My main interest in the study of language lies with linguistic diversity and variation, be it variation across languages or within one single language. I pursued this line in my typological studies of the languages of the world, in my intra-genealogical comparative research on the languages of Daghestan, and in my investigations of the variability and diachronic evolution of linguistic structures within specific languages and across their dialects. Variation within a system is indicative of social mechanisms governing the use of a language by members of the same speech community, and variation across systems is indicative of the functional mechanisms that constrain the limits of human communication; in this sense, the study of language is not that dissimilar to the study of biological species.
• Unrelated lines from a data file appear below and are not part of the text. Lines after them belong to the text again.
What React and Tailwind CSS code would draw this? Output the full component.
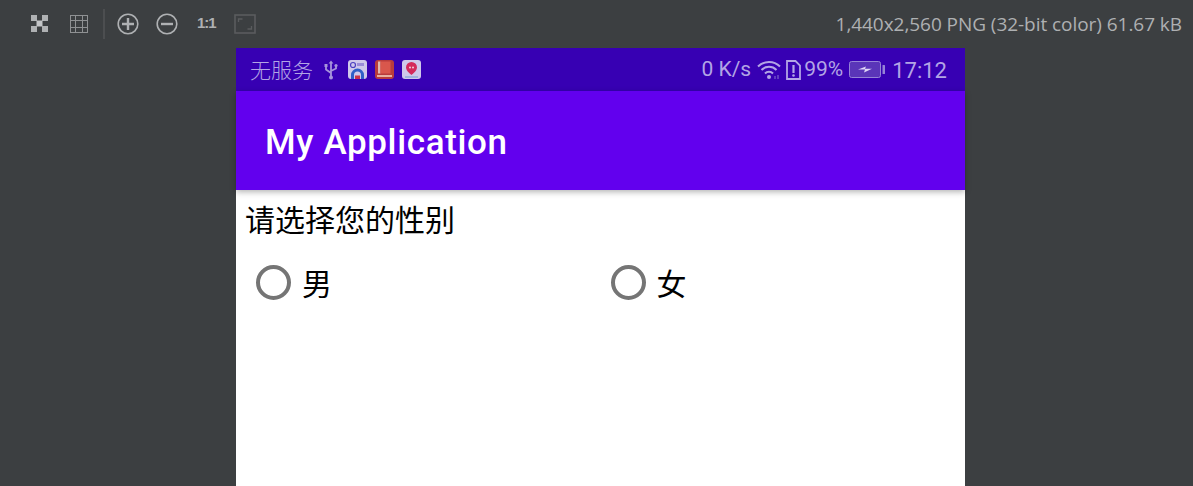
import { useState } from 'react'

function Checker() {
  return (
    <svg width="19" height="19" viewBox="0 0 19 19" fill="#afb1b3">
      <rect x="1" y="1" width="6" height="6" />
      <rect x="12" y="1" width="6" height="6" />
      <rect x="6.5" y="6.5" width="6" height="6" fill="#c4c6c8" />
      <rect x="1" y="12" width="6" height="6" />
      <rect x="12" y="12" width="6" height="6" />
    </svg>
  )
}

function GridIcon() {
  return (
    <svg width="18" height="18" viewBox="0 0 18 18" fill="none" stroke="#8f9193" strokeWidth="1">
      <rect x="0.5" y="0.5" width="17" height="17" />
      <path d="M5.5 .5v17M12.5 .5v17M.5 5.5h17M.5 12.5h17" />
    </svg>
  )
}

function ZoomIcon({ plus }) {
  return (
    <svg width="22" height="22" viewBox="0 0 22 22" fill="none" stroke="#afb1b3">
      <circle cx="11" cy="11" r="9.8" strokeWidth="1.6" />
      <path d={plus ? 'M5 11h12M11 5v12' : 'M5 11h12'} strokeWidth="2.4" />
    </svg>
  )
}

function FitIcon() {
  return (
    <svg width="22" height="20" viewBox="0 0 22 20" fill="none" stroke="#5a5c5e" strokeWidth="1.6">
      <rect x="1" y="1" width="20" height="18" />
      <path d="M4.5 8V5h4M17.5 12v3h-4" strokeWidth="1.3" />
    </svg>
  )
}

function UsbIcon() {
  return (
    <svg width="14" height="20" viewBox="0 0 14 20" fill="none" stroke="#a794dc" strokeWidth="1.8">
      <path d="M7 2v16M2 6v3.5L7 13M12 6v2.5L7 11" />
      <path d="M7 0.5l2.4 3H4.6z" fill="#a794dc" stroke="none" />
      <circle cx="7" cy="17.5" r="2" fill="#a794dc" stroke="none" />
      <rect x="0.5" y="4" width="3" height="3" fill="#a794dc" stroke="none" />
      <circle cx="12" cy="5.5" r="1.6" fill="#a794dc" stroke="none" />
    </svg>
  )
}

function AppIcon1() {
  return (
    <svg width="19" height="19" viewBox="0 0 19 19">
      <rect width="19" height="19" rx="3" fill="#cfc8ea" />
      <circle cx="5" cy="5" r="2.5" fill="none" stroke="#4a3fc0" strokeWidth="1.2" />
      <rect x="9" y="3" width="7" height="3" fill="#9a8cd8" />
      <path d="M3 19v-4a6.5 6.5 0 0 1 13 0v4h-3v-4a3.5 3.5 0 0 0-7 0v4z" fill="#2f5fc8" />
      <rect x="7" y="15.5" width="5" height="3.5" fill="#c8324a" />
    </svg>
  )
}

function AppIcon2() {
  return (
    <svg width="19" height="19" viewBox="0 0 19 19">
      <rect width="19" height="19" rx="3" fill="#b83c3c" />
      <rect x="3" y="1.5" width="2.5" height="12" fill="#e0b8b0" />
      <rect x="5.5" y="1.5" width="10" height="12" fill="#d9574c" />
      <rect x="2" y="15" width="15" height="2" fill="#e8b0a0" />
    </svg>
  )
}

function AppIcon3() {
  return (
    <svg width="19" height="19" viewBox="0 0 19 19">
      <rect width="19" height="19" rx="3" fill="#cfc8ea" />
      <path d="M9.5 2a5.5 5.5 0 0 1 5.5 5.5c0 3.5-5.5 7.5-5.5 7.5S4 11 4 7.5A5.5 5.5 0 0 1 9.5 2z" fill="#d42a5c" />
      <circle cx="8" cy="7.5" r="1" fill="#f4d0dc" />
      <circle cx="11" cy="7.5" r="1" fill="#f4d0dc" />
      <rect x="3" y="16" width="13" height="2" fill="#9fb4dc" />
    </svg>
  )
}

function WifiIcon() {
  return (
    <svg width="24" height="20" viewBox="0 0 24 20" fill="none" stroke="#b3a5e5" strokeWidth="2">
      <path d="M1 6.5a15.5 15.5 0 0 1 22 0M4.5 10a10.5 10.5 0 0 1 15 0M8 13.5a5.5 5.5 0 0 1 8 0" />
      <circle cx="12" cy="17" r="2" fill="#b3a5e5" stroke="none" />
      <path d="M18 16v3M21 15v4" strokeWidth="1" stroke="#8a74d0" />
    </svg>
  )
}

function SimAlertIcon() {
  return (
    <svg width="15" height="20" viewBox="0 0 15 20" fill="none" stroke="#b3a5e5" strokeWidth="1.8">
      <path d="M1 1h8.5L14 5.5V19H1z" />
      <path d="M7.5 5v8" strokeWidth="2.2" />
      <circle cx="7.5" cy="15.5" r="1.3" fill="#b3a5e5" stroke="none" />
    </svg>
  )
}

function BatteryIcon() {
  return (
    <svg width="37" height="17" viewBox="0 0 37 17">
      <rect x="0.5" y="0.5" width="31" height="16" rx="2" fill="#5a35b8" stroke="#9583d6" />
      <path d="M9 8.5l8-3-1 2.3h7l-8 3.6 1-2.9z" fill="#e0d8f6" />
      <rect x="33.5" y="4" width="2.5" height="9" rx="0.5" fill="#9583d6" />
    </svg>
  )
}

function Radio({ label, checked, onPick }) {
  return (
    <button onClick={onPick} className="flex-1 flex items-center pl-[10px] h-[48px] text-left">
      <span className={`w-[35px] h-[35px] rounded-full border-[4px] flex items-center justify-center ${checked ? 'border-[#03dac5]' : 'border-[#757575]'}`}>
        {checked && <span className="w-[17px] h-[17px] rounded-full bg-[#03dac5]" />}
      </span>
      <span className="ml-[11px] text-[30px] leading-[36px] text-black font-['Noto_Sans_CJK_SC',sans-serif]">{label}</span>
    </button>
  )
}

export default function App() {
  const [gender, setGender] = useState(null)

  return (
    <div className="h-[486px] overflow-hidden bg-[#3c3f41] flex flex-col">
      <div className="w-full h-[48px] shrink-0 flex items-center justify-between pr-[11px] pl-[30px]">
        <div className="flex items-center pb-[1px]">
          <Checker />
          <div className="ml-[21px]"><GridIcon /></div>
          <div className="ml-[15px] w-[2px] h-[30px] bg-[#4c4e50]" />
          <div className="ml-[12px]"><ZoomIcon plus /></div>
          <div className="ml-[17px]"><ZoomIcon /></div>
          <div className="ml-[19px] w-[19px] text-[15px] font-bold tracking-[-1px] text-[#afb1b3] font-['Liberation_Sans',sans-serif]">1:1</div>
          <div className="ml-[18px]"><FitIcon /></div>
        </div>
        <div className="text-[19px] tracking-[-0.05px] text-[#aeb0b2] font-['Open_Sans',sans-serif]">1,440x2,560 PNG (32-bit color) 61.67 kB</div>
      </div>

      <div className="ml-[236px] w-[729px] flex-1 bg-white flex flex-col">
        <div className="h-[43px] shrink-0 bg-[#3700b3] flex items-center justify-between pl-[14px] pr-[18px] text-[#b3a5e5]">
          <div className="flex items-center">
            <span className="text-[21px] font-['Noto_Sans_CJK_SC',sans-serif] font-light">无服务</span>
            <div className="ml-[11px]"><UsbIcon /></div>
            <div className="ml-[10px]"><AppIcon1 /></div>
            <div className="ml-[8px]"><AppIcon2 /></div>
            <div className="ml-[8px]"><AppIcon3 /></div>
          </div>
          <div className="flex items-center font-['Roboto',sans-serif] text-[21px]">
            <span className="pt-[1px]">0 K/s</span>
            <div className="ml-[6px]"><WifiIcon /></div>
            <div className="ml-[5px]"><SimAlertIcon /></div>
            <span className="ml-[3px] pt-[1px]">99%</span>
            <div className="ml-[6px]"><BatteryIcon /></div>
            <span className="ml-[6px] pt-[1px] text-[22px]">17:12</span>
          </div>
        </div>

        <div className="h-[99px] shrink-0 bg-[#6200ee] flex items-center pl-[29px] pt-[6px] shadow-[0_2px_6px_rgba(0,0,0,0.3)] relative">
          <h1 className="text-[35px] tracking-[0.65px] font-medium text-white font-['Roboto',sans-serif]">My Application</h1>
        </div>

        <div className="px-[10px]">
          <p className="mt-[8px] -ml-[1px] text-[30px] leading-[40px] text-black font-['Noto_Sans_CJK_SC',sans-serif]">请选择您的性别</p>
          <div className="flex mt-[20px]">
            <Radio label="男" checked={gender === 'm'} onPick={() => setGender('m')} />
            <Radio label="女" checked={gender === 'f'} onPick={() => setGender('f')} />
          </div>
        </div>
      </div>
    </div>
  )
}
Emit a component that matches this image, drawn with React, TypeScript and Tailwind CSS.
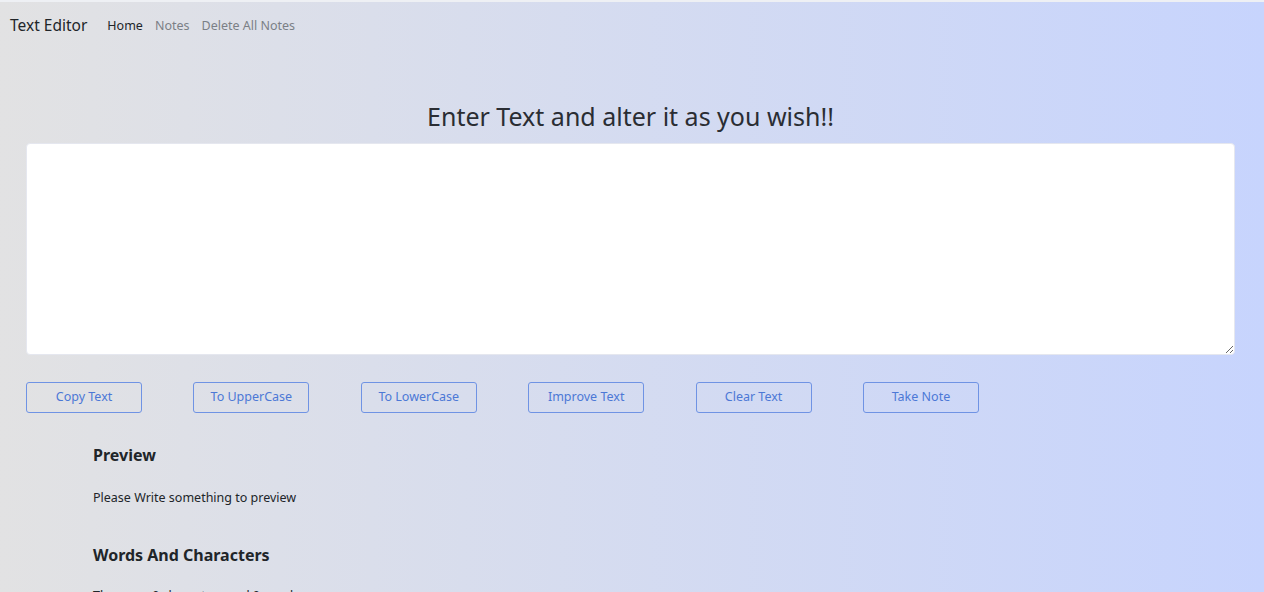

While this combination of variationist and typological focus in one researcher is probably not extremely common in the field of linguistics, I believe that linguistic differences are more informative than similarities, and should be a starting point in any approach to the study of language.
Fields of study
linguistic typology, sociolinguistics, language documentation, and corpus linguistics; in particular:
morphology and morphosyntax
nominal categories
language variation
language contact
corpus linguistics
Empirical expertise
East Caucasian (Nakh-Daghestanian) languages
Russian
Fieldwork
East Caucasian: Archi, Mehweb, Rutul, Tukita, Bagvalal. Turkic: Chuvash, Balkar, Khakas. Uralic: Nganasan. Chukotkan: Alutor. Ustja dialect of Russian.